> **SUPPLIED INFORMATION**:
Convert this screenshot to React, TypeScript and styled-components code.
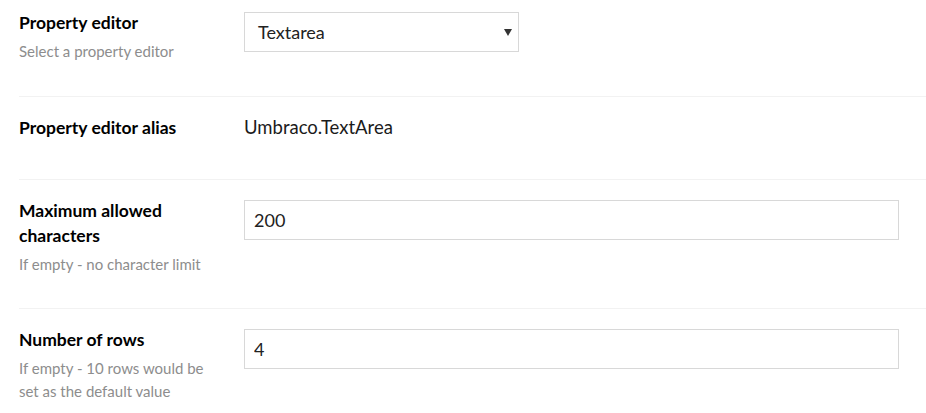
import { FC } from "react";
import styled, { createGlobalStyle } from "styled-components";

const GlobalStyle = createGlobalStyle`
  html, body {
    margin: 0;
    padding: 0;
    background: #fff;
  }
  body {
    font-family: Lato, "Open Sans", sans-serif;
    color: #000;
  }
`;

const Panel = styled.div`
  width: 926px;
  padding-left: 19px;
  box-sizing: border-box;
  overflow: hidden;
  height: 413px;
`;

const Row = styled.div<{ $first?: boolean; $min: number }>`
  display: grid;
  grid-template-columns: 225px 655px;
  align-items: start;
  padding: ${(p) => (p.$first ? "12px" : "20px")} 0 0;
  min-height: ${(p) => p.$min}px;
  box-sizing: border-box;
  border-bottom: 1px solid #f2f2f2;
`;

const LabelCol = styled.div`
  padding-right: 18px;
`;

const Title = styled.div`
  font-size: 17.5px;
  font-weight: 700;
  line-height: 25px;
  margin-top: -2px;
`;

const Description = styled.div`
  font-size: 15px;
  line-height: 23px;
  color: #8d8d8d;
  margin-top: 5px;
`;

const Control = styled.div`
  display: flex;
`;

const SelectBox = styled.div`
  position: relative;
  width: 275px;
  height: 40px;
  box-sizing: border-box;
  border: 1px solid #d8d8d8;
  display: flex;
  align-items: center;
  padding-left: 13px;
  font-size: 18px;
  color: #222;
`;

const Caret = styled.span`
  position: absolute;
  right: 6px;
  top: 16px;
  width: 0;
  height: 0;
  border-left: 4px solid transparent;
  border-right: 4px solid transparent;
  border-top: 7px solid #333;
`;

const TextInput = styled.input`
  width: 655px;
  height: 40px;
  box-sizing: border-box;
  border: 1px solid #d8d8d8;
  border-radius: 0;
  padding: 0 9px;
  font-family: Lato, "Open Sans", sans-serif;
  font-size: 18px;
  color: #222;
  outline: none;
`;

const ReadOnly = styled.div`
  font-size: 18.5px;
  line-height: 24px;
  color: #1b1b1b;
  margin-top: -2px;
`;

type Field = {
  title: string;
  description?: string;
  height: number;
  render: () => JSX.Element;
};

const fields: Field[] = [
  {
    title: "Property editor",
    description: "Select a property editor",
    height: 97,
    render: () => (
      <SelectBox>
        Textarea
        <Caret />
      </SelectBox>
    ),
  },
  {
    title: "Property editor alias",
    height: 83,
    render: () => <ReadOnly>Umbraco.TextArea</ReadOnly>,
  },
  {
    title: "Maximum allowed characters",
    description: "If empty - no character limit",
    height: 129,
    render: () => <TextInput defaultValue="200" />,
  },
  {
    title: "Number of rows",
    description: "If empty - 10 rows would be set as the default value",
    height: 129,
    render: () => <TextInput defaultValue="4" />,
  },
];

const App: FC = () => {
  return (
    <>
      <GlobalStyle />
      <Panel>
        {fields.map((f, i) => (
          <Row key={f.title} $first={i === 0} $min={f.height}>
            <LabelCol>
              <Title>{f.title}</Title>
              {f.description && <Description>{f.description}</Description>}
            </LabelCol>
            <Control>{f.render()}</Control>
          </Row>
        ))}
      </Panel>
    </>
  );
};

export default App;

> **DO THIS**: Reproduce the material above verbatim; omit every picture.

> **RESULT**:
Convert this screenshot to React, TypeScript and styled-components code.
import { FC } from "react";
import styled, { createGlobalStyle } from "styled-components";

const GlobalStyle = createGlobalStyle`
  html, body {
    margin: 0;
    padding: 0;
    background: #fff;
  }
  body {
    font-family: Lato, "Open Sans", sans-serif;
    color: #000;
  }
`;

const Panel = styled.div`
  width: 926px;
  padding-left: 19px;
  box-sizing: border-box;
  overflow: hidden;
  height: 413px;
`;

const Row = styled.div<{ $first?: boolean; $min: number }>`
  display: grid;
  grid-template-columns: 225px 655px;
  align-items: start;
  padding: ${(p) => (p.$first ? "12px" : "20px")} 0 0;
  min-height: ${(p) => p.$min}px;
  box-sizing: border-box;
  border-bottom: 1px solid #f2f2f2;
`;

const LabelCol = styled.div`
  padding-right: 18px;
`;

const Title = styled.div`
  font-size: 17.5px;
  font-weight: 700;
  line-height: 25px;
  margin-top: -2px;
`;

const Description = styled.div`
  font-size: 15px;
  line-height: 23px;
  color: #8d8d8d;
  margin-top: 5px;
`;

const Control = styled.div`
  display: flex;
`;

const SelectBox = styled.div`
  position: relative;
  width: 275px;
  height: 40px;
  box-sizing: border-box;
  border: 1px solid #d8d8d8;
  display: flex;
  align-items: center;
  padding-left: 13px;
  font-size: 18px;
  color: #222;
`;

const Caret = styled.span`
  position: absolute;
  right: 6px;
  top: 16px;
  width: 0;
  height: 0;
  border-left: 4px solid transparent;
  border-right: 4px solid transparent;
  border-top: 7px solid #333;
`;

const TextInput = styled.input`
  width: 655px;
  height: 40px;
  box-sizing: border-box;
  border: 1px solid #d8d8d8;
  border-radius: 0;
  padding: 0 9px;
  font-family: Lato, "Open Sans", sans-serif;
  font-size: 18px;
  color: #222;
  outline: none;
`;

const ReadOnly = styled.div`
  font-size: 18.5px;
  line-height: 24px;
  color: #1b1b1b;
  margin-top: -2px;
`;

type Field = {
  title: string;
  description?: string;
  height: number;
  render: () => JSX.Element;
};

const fields: Field[] = [
  {
    title: "Property editor",
    description: "Select a property editor",
    height: 97,
    render: () => (
      <SelectBox>
        Textarea
        <Caret />
      </SelectBox>
    ),
  },
  {
    title: "Property editor alias",
    height: 83,
    render: () => <ReadOnly>Umbraco.TextArea</ReadOnly>,
  },
  {
    title: "Maximum allowed characters",
    description: "If empty - no character limit",
    height: 129,
    render: () => <TextInput defaultValue="200" />,
  },
  {
    title: "Number of rows",
    description: "If empty - 10 rows would be set as the default value",
    height: 129,
    render: () => <TextInput defaultValue="4" />,
  },
];

const App: FC = () => {
  return (
    <>
      <GlobalStyle />
      <Panel>
        {fields.map((f, i) => (
          <Row key={f.title} $first={i === 0} $min={f.height}>
            <LabelCol>
              <Title>{f.title}</Title>
              {f.description && <Description>{f.description}</Description>}
            </LabelCol>
            <Control>{f.render()}</Control>
          </Row>
        ))}
      </Panel>
    </>
  );
};

export default App;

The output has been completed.